▶ **Instructions to follow**
Restate the data exactly as given and keep the pictures out.

╔══

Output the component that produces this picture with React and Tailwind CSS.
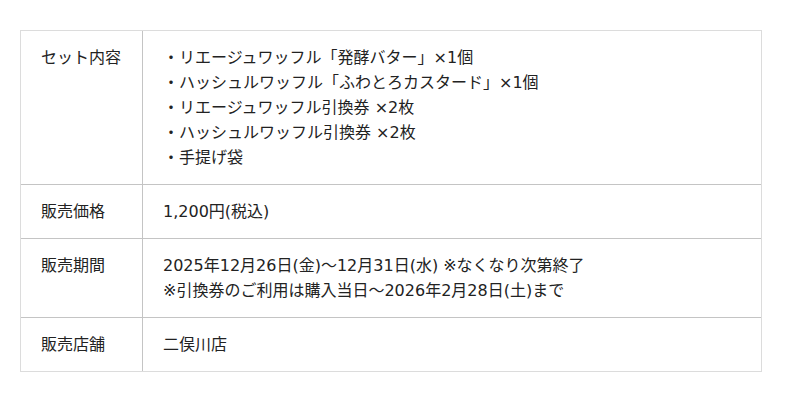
const rows = [
  {
    label: 'セット内容',
    lines: [
      '・リエージュワッフル「発酵バター」×1個',
      '・ハッシュルワッフル「ふわとろカスタード」×1個',
      '・リエージュワッフル引換券 ×2枚',
      '・ハッシュルワッフル引換券 ×2枚',
      '・手提げ袋',
    ],
  },
  { label: '販売価格', lines: ['1,200円(税込)'] },
  {
    label: '販売期間',
    lines: [
      '2025年12月26日(金)〜12月31日(水) ※なくなり次第終了',
      '※引換券のご利用は購入当日〜2026年2月28日(土)まで',
    ],
  },
  { label: '販売店舗', lines: ['二俣川店'] },
]

export default function App() {
  return (
    <div
      className="w-[800px] h-[402px] bg-white pt-[30px] pl-5 text-[16px] leading-[25px] text-[#222]"
      style={{ fontFamily: '"DejaVu Sans", "Noto Sans CJK JP", sans-serif' }}
    >
      <div className="w-[742px] border border-[#dcdcdc]">
        {rows.map((row, i) => (
          <div
            key={row.label}
            className={`flex ${i < rows.length - 1 ? 'border-b border-[#c4c4c4]' : ''}`}
          >
            <div className="w-[122px] shrink-0 border-r border-[#c4c4c4] pl-5 py-[14px]">
              {row.label}
            </div>
            <div className="flex-1 pl-5 py-[14px]">
              {row.lines.map((line) => (
                <div key={line}>{line}</div>
              ))}
            </div>
          </div>
        ))}
      </div>
    </div>
  )
}
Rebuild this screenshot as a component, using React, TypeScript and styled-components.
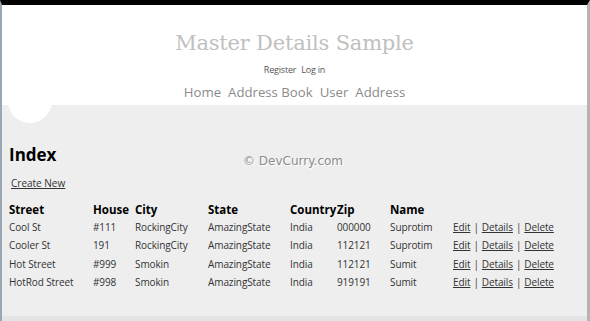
import styled, { createGlobalStyle } from "styled-components";

const GlobalStyle = createGlobalStyle`
  html, body {
    margin: 0;
    padding: 0;
    background: #ffffff;
  }
`;

const Window = styled.div`
  display: flex;
  flex-direction: column;
  width: 590px;
  height: 321px;
  box-sizing: border-box;
  border-top: 5px solid #000000;
  border-left: 2px solid #9aa6b2;
  border-right: 3px solid #b4b4b4;
  overflow: hidden;
  font-family: "Open Sans", "Noto Sans", sans-serif;
`;

const Header = styled.header`
  display: flex;
  flex-direction: column;
  align-items: center;
  height: 100px;
  background: #ffffff;
`;

const SiteTitle = styled.h1`
  margin: 23px 0 0;
  font-family: "DejaVu Serif", "Liberation Serif", serif;
  font-weight: normal;
  font-size: 21px;
  line-height: 30px;
  color: #c0c0c0;
  letter-spacing: -0.2px;
`;

const LoginLinks = styled.div`
  display: flex;
  gap: 5px;
  margin-top: 5px;
  font-size: 9px;
  line-height: 14px;
  color: #555555;
  letter-spacing: -0.2px;
`;

const Menu = styled.nav`
  display: flex;
  gap: 7px;
  margin-top: 6px;
  font-size: 13.2px;
  line-height: 18px;
  color: #8a8a8a;
`;

const Main = styled.main`
  position: relative;
  flex-grow: 1;
  background: #eeeeee;
  padding: 38px 7px 0;
`;

const Bubble = styled.div`
  position: absolute;
  left: 6px;
  top: -26px;
  width: 44px;
  height: 44px;
  border-radius: 50%;
  background: #ffffff;
`;

const Watermark = styled.div`
  position: absolute;
  left: 241px;
  top: 49px;
  font-family: "DejaVu Sans", sans-serif;
  font-size: 12px;
  color: #8c8c8c;
  text-shadow: 1px 1px 0 #ffffff;
`;

const PageTitle = styled.h2`
  margin: 0;
  font-size: 17px;
  line-height: 24px;
  font-weight: bold;
  color: #000000;
`;

const CreateLink = styled.a`
  display: inline-block;
  margin: 9px 0 0 2px;
  font-size: 10px;
  line-height: 14px;
  color: #333333;
  text-decoration: underline;
`;

const Grid = styled.table`
  margin-top: 9px;
  border-collapse: collapse;
  table-layout: fixed;
  font-size: 10px;
  letter-spacing: -0.1px;
  color: #333333;
`;

const HeadCell = styled.th<{ $w: number }>`
  width: ${({ $w }) => $w}px;
  padding: 0;
  text-align: left;
  font-size: 11.5px;
  line-height: 17px;
  font-weight: bold;
  letter-spacing: 0;
  color: #000000;
  white-space: nowrap;
`;

const Cell = styled.td`
  padding: 0;
  height: 18.3px;
  line-height: 18px;
  white-space: nowrap;
`;

const Action = styled.a`
  color: #333333;
  text-decoration: underline;
`;

const Sep = styled.span`
  margin: 0 3px;
`;

const Footer = styled.footer`
  height: 5px;
  background: #e4e4e4;
`;

const columns = [
  { label: "Street", w: 84 },
  { label: "House", w: 42 },
  { label: "City", w: 73 },
  { label: "State", w: 82 },
  { label: "Country", w: 47 },
  { label: "Zip", w: 53 },
  { label: "Name", w: 63 },
  { label: "", w: 120 },
];

const rows = [
  ["Cool St", "#111", "RockingCity", "AmazingState", "India", "000000", "Suprotim"],
  ["Cooler St", "191", "RockingCity", "AmazingState", "India", "112121", "Suprotim"],
  ["Hot Street", "#999", "Smokin", "AmazingState", "India", "112121", "Sumit"],
  ["HotRod Street", "#998", "Smokin", "AmazingState", "India", "919191", "Sumit"],
];

export default function App() {
  return (
    <>
      <GlobalStyle />
      <Window>
        <Header>
          <SiteTitle>Master Details Sample</SiteTitle>
          <LoginLinks>
            <span>Register</span>
            <span>Log in</span>
          </LoginLinks>
          <Menu>
            <span>Home</span>
            <span>Address Book</span>
            <span>User</span>
            <span>Address</span>
          </Menu>
        </Header>
        <Main>
          <Bubble />
          <Watermark>© DevCurry.com</Watermark>
          <PageTitle>Index</PageTitle>
          <CreateLink>Create New</CreateLink>
          <Grid>
            <thead>
              <tr>
                {columns.map((c, i) => (
                  <HeadCell key={i} $w={c.w}>{c.label}</HeadCell>
                ))}
              </tr>
            </thead>
            <tbody>
              {rows.map((r, i) => (
                <tr key={i}>
                  {r.map((v, j) => (
                    <Cell key={j}>{v}</Cell>
                  ))}
                  <Cell>
                    <Action>Edit</Action>
                    <Sep>|</Sep>
                    <Action>Details</Action>
                    <Sep>|</Sep>
                    <Action>Delete</Action>
                  </Cell>
                </tr>
              ))}
            </tbody>
          </Grid>
        </Main>
        <Footer />
      </Window>
    </>
  );
}
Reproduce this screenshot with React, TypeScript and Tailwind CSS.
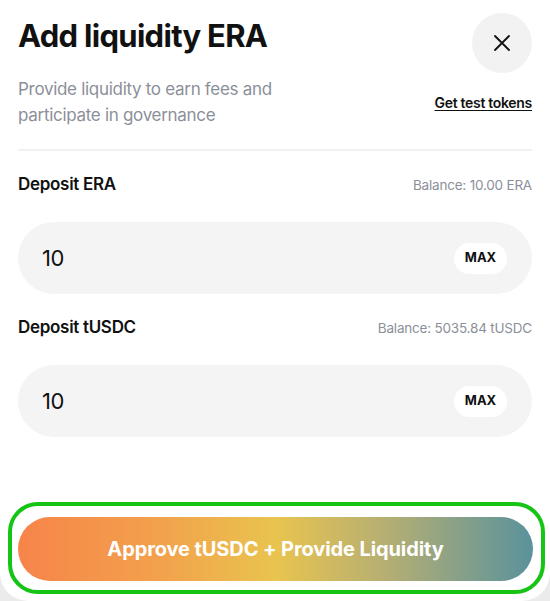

╚══

▶ **Task solution**
Output the component that produces this picture with React and Tailwind CSS.
const rows = [
  {
    label: 'セット内容',
    lines: [
      '・リエージュワッフル「発酵バター」×1個',
      '・ハッシュルワッフル「ふわとろカスタード」×1個',
      '・リエージュワッフル引換券 ×2枚',
      '・ハッシュルワッフル引換券 ×2枚',
      '・手提げ袋',
    ],
  },
  { label: '販売価格', lines: ['1,200円(税込)'] },
  {
    label: '販売期間',
    lines: [
      '2025年12月26日(金)〜12月31日(水) ※なくなり次第終了',
      '※引換券のご利用は購入当日〜2026年2月28日(土)まで',
    ],
  },
  { label: '販売店舗', lines: ['二俣川店'] },
]

export default function App() {
  return (
    <div
      className="w-[800px] h-[402px] bg-white pt-[30px] pl-5 text-[16px] leading-[25px] text-[#222]"
      style={{ fontFamily: '"DejaVu Sans", "Noto Sans CJK JP", sans-serif' }}
    >
      <div className="w-[742px] border border-[#dcdcdc]">
        {rows.map((row, i) => (
          <div
            key={row.label}
            className={`flex ${i < rows.length - 1 ? 'border-b border-[#c4c4c4]' : ''}`}
          >
            <div className="w-[122px] shrink-0 border-r border-[#c4c4c4] pl-5 py-[14px]">
              {row.label}
            </div>
            <div className="flex-1 pl-5 py-[14px]">
              {row.lines.map((line) => (
                <div key={line}>{line}</div>
              ))}
            </div>
          </div>
        ))}
      </div>
    </div>
  )
}
Rebuild this screenshot as a component, using React, TypeScript and styled-components.
import styled, { createGlobalStyle } from "styled-components";

const GlobalStyle = createGlobalStyle`
  html, body {
    margin: 0;
    padding: 0;
    background: #ffffff;
  }
`;

const Window = styled.div`
  display: flex;
  flex-direction: column;
  width: 590px;
  height: 321px;
  box-sizing: border-box;
  border-top: 5px solid #000000;
  border-left: 2px solid #9aa6b2;
  border-right: 3px solid #b4b4b4;
  overflow: hidden;
  font-family: "Open Sans", "Noto Sans", sans-serif;
`;

const Header = styled.header`
  display: flex;
  flex-direction: column;
  align-items: center;
  height: 100px;
  background: #ffffff;
`;

const SiteTitle = styled.h1`
  margin: 23px 0 0;
  font-family: "DejaVu Serif", "Liberation Serif", serif;
  font-weight: normal;
  font-size: 21px;
  line-height: 30px;
  color: #c0c0c0;
  letter-spacing: -0.2px;
`;

const LoginLinks = styled.div`
  display: flex;
  gap: 5px;
  margin-top: 5px;
  font-size: 9px;
  line-height: 14px;
  color: #555555;
  letter-spacing: -0.2px;
`;

const Menu = styled.nav`
  display: flex;
  gap: 7px;
  margin-top: 6px;
  font-size: 13.2px;
  line-height: 18px;
  color: #8a8a8a;
`;

const Main = styled.main`
  position: relative;
  flex-grow: 1;
  background: #eeeeee;
  padding: 38px 7px 0;
`;

const Bubble = styled.div`
  position: absolute;
  left: 6px;
  top: -26px;
  width: 44px;
  height: 44px;
  border-radius: 50%;
  background: #ffffff;
`;

const Watermark = styled.div`
  position: absolute;
  left: 241px;
  top: 49px;
  font-family: "DejaVu Sans", sans-serif;
  font-size: 12px;
  color: #8c8c8c;
  text-shadow: 1px 1px 0 #ffffff;
`;

const PageTitle = styled.h2`
  margin: 0;
  font-size: 17px;
  line-height: 24px;
  font-weight: bold;
  color: #000000;
`;

const CreateLink = styled.a`
  display: inline-block;
  margin: 9px 0 0 2px;
  font-size: 10px;
  line-height: 14px;
  color: #333333;
  text-decoration: underline;
`;

const Grid = styled.table`
  margin-top: 9px;
  border-collapse: collapse;
  table-layout: fixed;
  font-size: 10px;
  letter-spacing: -0.1px;
  color: #333333;
`;

const HeadCell = styled.th<{ $w: number }>`
  width: ${({ $w }) => $w}px;
  padding: 0;
  text-align: left;
  font-size: 11.5px;
  line-height: 17px;
  font-weight: bold;
  letter-spacing: 0;
  color: #000000;
  white-space: nowrap;
`;

const Cell = styled.td`
  padding: 0;
  height: 18.3px;
  line-height: 18px;
  white-space: nowrap;
`;

const Action = styled.a`
  color: #333333;
  text-decoration: underline;
`;

const Sep = styled.span`
  margin: 0 3px;
`;

const Footer = styled.footer`
  height: 5px;
  background: #e4e4e4;
`;

const columns = [
  { label: "Street", w: 84 },
  { label: "House", w: 42 },
  { label: "City", w: 73 },
  { label: "State", w: 82 },
  { label: "Country", w: 47 },
  { label: "Zip", w: 53 },
  { label: "Name", w: 63 },
  { label: "", w: 120 },
];

const rows = [
  ["Cool St", "#111", "RockingCity", "AmazingState", "India", "000000", "Suprotim"],
  ["Cooler St", "191", "RockingCity", "AmazingState", "India", "112121", "Suprotim"],
  ["Hot Street", "#999", "Smokin", "AmazingState", "India", "112121", "Sumit"],
  ["HotRod Street", "#998", "Smokin", "AmazingState", "India", "919191", "Sumit"],
];

export default function App() {
  return (
    <>
      <GlobalStyle />
      <Window>
        <Header>
          <SiteTitle>Master Details Sample</SiteTitle>
          <LoginLinks>
            <span>Register</span>
            <span>Log in</span>
          </LoginLinks>
          <Menu>
            <span>Home</span>
            <span>Address Book</span>
            <span>User</span>
            <span>Address</span>
          </Menu>
        </Header>
        <Main>
          <Bubble />
          <Watermark>© DevCurry.com</Watermark>
          <PageTitle>Index</PageTitle>
          <CreateLink>Create New</CreateLink>
          <Grid>
            <thead>
              <tr>
                {columns.map((c, i) => (
                  <HeadCell key={i} $w={c.w}>{c.label}</HeadCell>
                ))}
              </tr>
            </thead>
            <tbody>
              {rows.map((r, i) => (
                <tr key={i}>
                  {r.map((v, j) => (
                    <Cell key={j}>{v}</Cell>
                  ))}
                  <Cell>
                    <Action>Edit</Action>
                    <Sep>|</Sep>
                    <Action>Details</Action>
                    <Sep>|</Sep>
                    <Action>Delete</Action>
                  </Cell>
                </tr>
              ))}
            </tbody>
          </Grid>
        </Main>
        <Footer />
      </Window>
    </>
  );
}
Reproduce this screenshot with React, TypeScript and Tailwind CSS.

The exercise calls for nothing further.